U.S. workers spend almost a quarter of their day dealing with e-mail, according to a survey--and bosses are bucking conventional wisdom in their response.

U.S. workers spend nearly a quarter of their day dealing with e-mail, according to a new study.

The study, conducted by the American Management Association, along with communication management software company Clearswift and the ePolicy Institute, found that employees who use e-mail spend an average of about an hour and 47 minutes handling messages every day at work. Eight percent said they spend more than four hours doing so.

But that time doesn't seem to be going to waste. A full 86 percent of respondents said e-mail has made them more efficient, with just more than half saying it's made them much more efficient.

The study, titled 2003 E-Mail Survey, polled 1,100 U.S. employers. Its findings buck the conventional wisdom that companies frequently monitor employee e-mail. Although 90 percent of the respondents said their companies had installed software that observes e-mail on the corporate network, just 19 percent said they are using it.
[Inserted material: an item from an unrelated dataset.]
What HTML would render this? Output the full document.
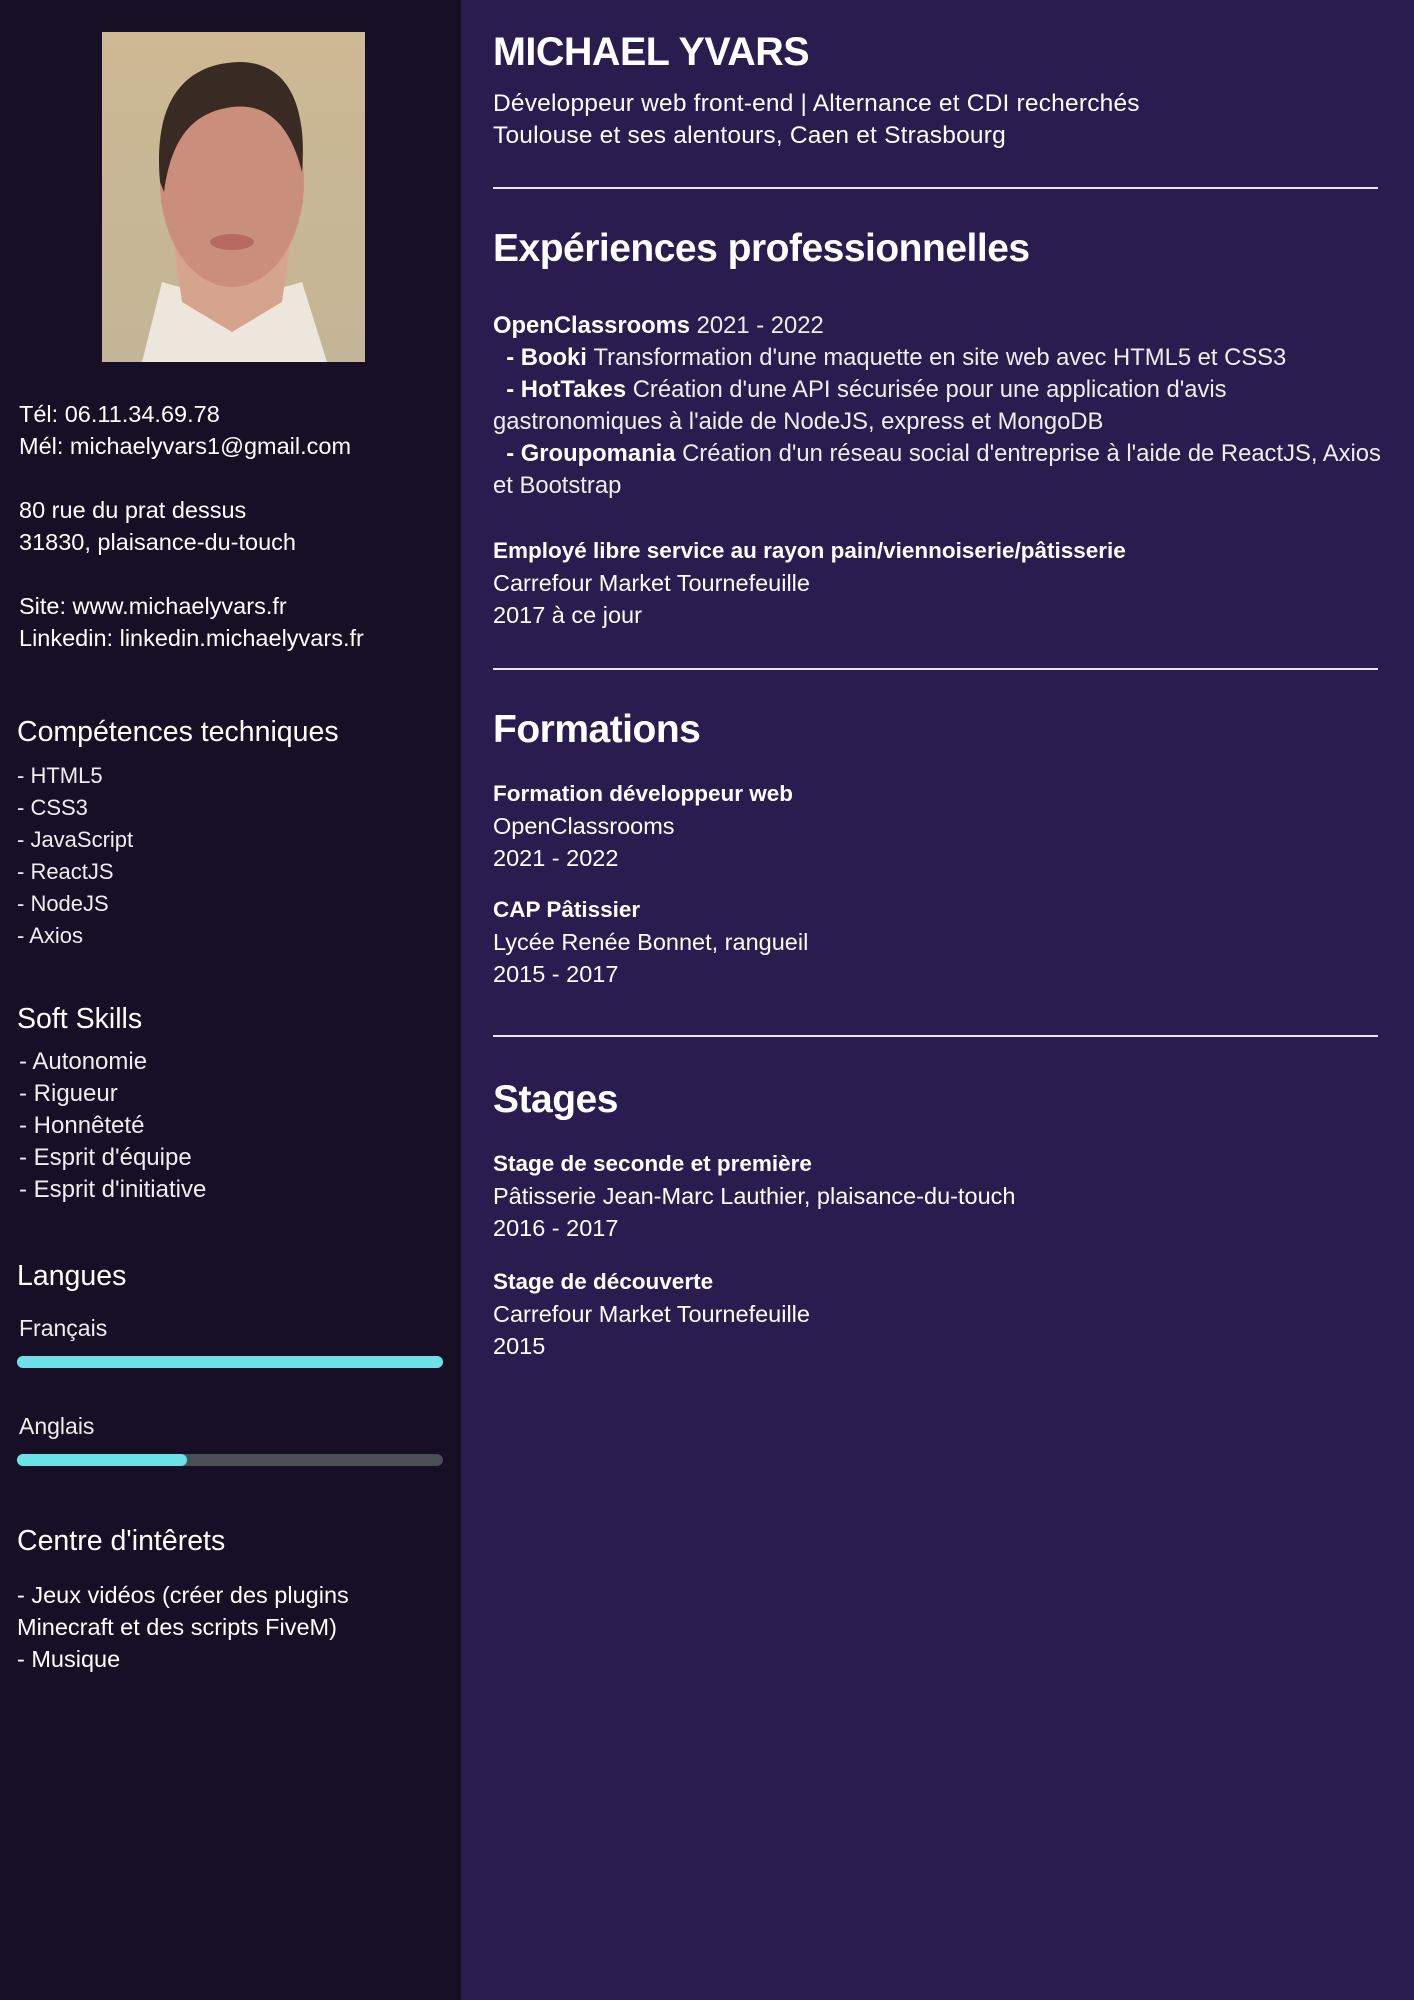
<!DOCTYPE html>
<html><head><meta charset="utf-8"><style>
*{margin:0;padding:0;box-sizing:border-box}
body{width:1414px;height:2000px;position:relative;background:#2a1c4f;font-family:"Liberation Sans",sans-serif;color:#fff;overflow:hidden}
#side{position:absolute;left:0;top:0;width:461px;height:2000px;background:#170f26}
.l{position:absolute;white-space:nowrap;line-height:32px;height:32px;font-size:23.5px}
.t{font-weight:300;color:#eee}
.o{font-size:23.8px}
.b{font-weight:bold;font-size:22.5px}
.h{font-weight:bold;font-size:39px;line-height:44px;height:44px;letter-spacing:-0.5px}
.sh{font-size:28.5px;line-height:36px;height:36px}
.hr{position:absolute;left:493px;width:885px;height:2px;background:#e8e6ee}
.bar{position:absolute;left:17px;width:426px;height:12px;border-radius:6px;background:#4a4f57}
.fill{height:12px;border-radius:6px;background:#6ae2e8}
</style></head><body>
<div id="side"></div>
<svg style="position:absolute;left:102px;top:32px" width="263" height="330" viewBox="0 0 263 330">
<defs><linearGradient id="bg" x1="0" y1="0" x2="0" y2="1"><stop offset="0" stop-color="#cdb994"/><stop offset="1" stop-color="#c3b597"/></linearGradient></defs>
<rect width="263" height="330" fill="url(#bg)"/>
<path d="M40 330 L60 250 L130 270 L200 250 L225 330Z" fill="#ece6dc"/>
<path d="M70 200 L80 270 L130 300 L180 270 L190 200Z" fill="#d6a48c"/>
<ellipse cx="130" cy="150" rx="72" ry="105" fill="#c98e7c"/>
<path d="M58 150 C50 60 90 30 140 30 C190 32 205 80 200 140 C190 100 170 70 130 75 C95 80 70 100 62 160Z" fill="#3a2a24"/>
<ellipse cx="130" cy="210" rx="22" ry="8" fill="#b56a62"/>
</svg>

<div class="l" style="left:19px;top:398px">Tél: 06.11.34.69.78</div>
<div class="l" style="left:19px;top:430px">Mél: michaelyvars1@gmail.com</div>
<div class="l" style="left:19px;top:494px">80 rue du prat dessus</div>
<div class="l" style="left:19px;top:526px">31830, plaisance-du-touch</div>
<div class="l" style="left:19px;top:590px">Site: www.michaelyvars.fr</div>
<div class="l" style="left:19px;top:622px">Linkedin: linkedin.michaelyvars.fr</div>

<div class="l sh" style="left:17px;top:714px">Compétences techniques</div>
<div class="l t" style="left:17px;top:760px;font-size:22px">- HTML5</div>
<div class="l t" style="left:17px;top:792px;font-size:22px">- CSS3</div>
<div class="l t" style="left:17px;top:824px;font-size:22px">- JavaScript</div>
<div class="l t" style="left:17px;top:856px;font-size:22px">- ReactJS</div>
<div class="l t" style="left:17px;top:888px;font-size:22px">- NodeJS</div>
<div class="l t" style="left:17px;top:920px;font-size:22px">- Axios</div>

<div class="l sh" style="left:17px;top:1001px">Soft Skills</div>
<div class="l t" style="left:19px;top:1046px;font-size:24px">- Autonomie</div>
<div class="l t" style="left:19px;top:1078px;font-size:24px">- Rigueur</div>
<div class="l t" style="left:19px;top:1110px;font-size:24px">- Honnêteté</div>
<div class="l t" style="left:19px;top:1142px;font-size:24px">- Esprit d'équipe</div>
<div class="l t" style="left:19px;top:1174px;font-size:24px">- Esprit d'initiative</div>

<div class="l sh" style="left:17px;top:1258px">Langues</div>
<div class="l t" style="left:19px;top:1312px;font-size:23px">Français</div>
<div class="bar" style="top:1356px"><div class="fill" style="width:426px"></div></div>
<div class="l t" style="left:19px;top:1410px;font-size:23px">Anglais</div>
<div class="bar" style="top:1454px"><div class="fill" style="width:170px"></div></div>

<div class="l sh" style="left:17px;top:1523px">Centre d'intêrets</div>
<div class="l" style="left:17px;top:1579px">- Jeux vidéos (créer des plugins</div>
<div class="l" style="left:17px;top:1611px">Minecraft et des scripts FiveM)</div>
<div class="l" style="left:17px;top:1643px">- Musique</div>

<div class="l h" style="left:493px;top:30px;font-size:39.5px">MICHAEL YVARS</div>
<div class="l" style="left:493px;top:88px;font-size:24.5px;letter-spacing:0.2px">Développeur web front-end | Alternance et CDI recherchés</div>
<div class="l" style="left:493px;top:120px;font-size:24.5px;letter-spacing:0.2px">Toulouse et ses alentours, Caen et Strasbourg</div>
<div class="hr" style="top:187px"></div>

<div class="l h" style="left:493px;top:227px">Expériences professionnelles</div>
<div class="l o" style="left:493px;top:310px"><b>OpenClassrooms</b> <span class="t">2021 - 2022</span></div>
<div class="l o" style="left:493px;top:342px">&nbsp; <b>- Booki</b> <span class="t">Transformation d'une maquette en site web avec HTML5 et CSS3</span></div>
<div class="l o" style="left:493px;top:374px">&nbsp; <b>- HotTakes</b> <span class="t">Création d'une API sécurisée pour une application d'avis</span></div>
<div class="l t o" style="left:493px;top:406px">gastronomiques à l'aide de NodeJS, express et MongoDB</div>
<div class="l o" style="left:493px;top:438px">&nbsp; <b>- Groupomania</b> <span class="t">Création d'un réseau social d'entreprise à l'aide de ReactJS, Axios</span></div>
<div class="l t o" style="left:493px;top:470px">et Bootstrap</div>
<div class="l b" style="left:493px;top:535px">Employé libre service au rayon pain/viennoiserie/pâtisserie</div>
<div class="l" style="left:493px;top:567px">Carrefour Market Tournefeuille</div>
<div class="l" style="left:493px;top:599px">2017 à ce jour</div>
<div class="hr" style="top:668px"></div>

<div class="l h" style="left:493px;top:708px">Formations</div>
<div class="l b" style="left:493px;top:778px">Formation développeur web</div>
<div class="l" style="left:493px;top:810px">OpenClassrooms</div>
<div class="l" style="left:493px;top:842px">2021 - 2022</div>
<div class="l b" style="left:493px;top:894px">CAP Pâtissier</div>
<div class="l" style="left:493px;top:926px">Lycée Renée Bonnet, rangueil</div>
<div class="l" style="left:493px;top:958px">2015 - 2017</div>
<div class="hr" style="top:1035px"></div>

<div class="l h" style="left:493px;top:1078px">Stages</div>
<div class="l b" style="left:493px;top:1148px">Stage de seconde et première</div>
<div class="l" style="left:493px;top:1180px">Pâtisserie Jean-Marc Lauthier, plaisance-du-touch</div>
<div class="l" style="left:493px;top:1212px">2016 - 2017</div>
<div class="l b" style="left:493px;top:1266px">Stage de découverte</div>
<div class="l" style="left:493px;top:1298px">Carrefour Market Tournefeuille</div>
<div class="l" style="left:493px;top:1330px">2015</div>
</body></html>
The authors of 2003 E-Mail Survey urged businesses to better track and develop policies for employees' e-mail use in order to avoid risking legal liability and the loss of productivity and confidential information.

"Management's failure to check internal e-mail is a potentially costly oversight," Ivan O'Sullivan, vice president of survey cosponsor Clearswift, said in a statement. "Off-the-cuff, casual e-mail conversations among employees are exactly the type of messages that tend to trigger lawsuits, arm prosecutors with damaging evidence and provide the media with embarrassing real-life disaster stories."

The study found that e-mail continues to be a source of potential liability for a company. According to the survey, 14 percent said a court or regulatory body had ordered them to turn over e-mail, up from 9 percent two years ago.

Surprisingly, spam wasn't a major focus of the study, despite its reputation as the scourge of Internet users everywhere. Although unsolicited junk mail was listed by the survey as one of the negative effects of e-mail, just 12 percent of respondents said they wasted too much time on spam. More people--19 percent--felt they spent too much time reading and answering e-mail.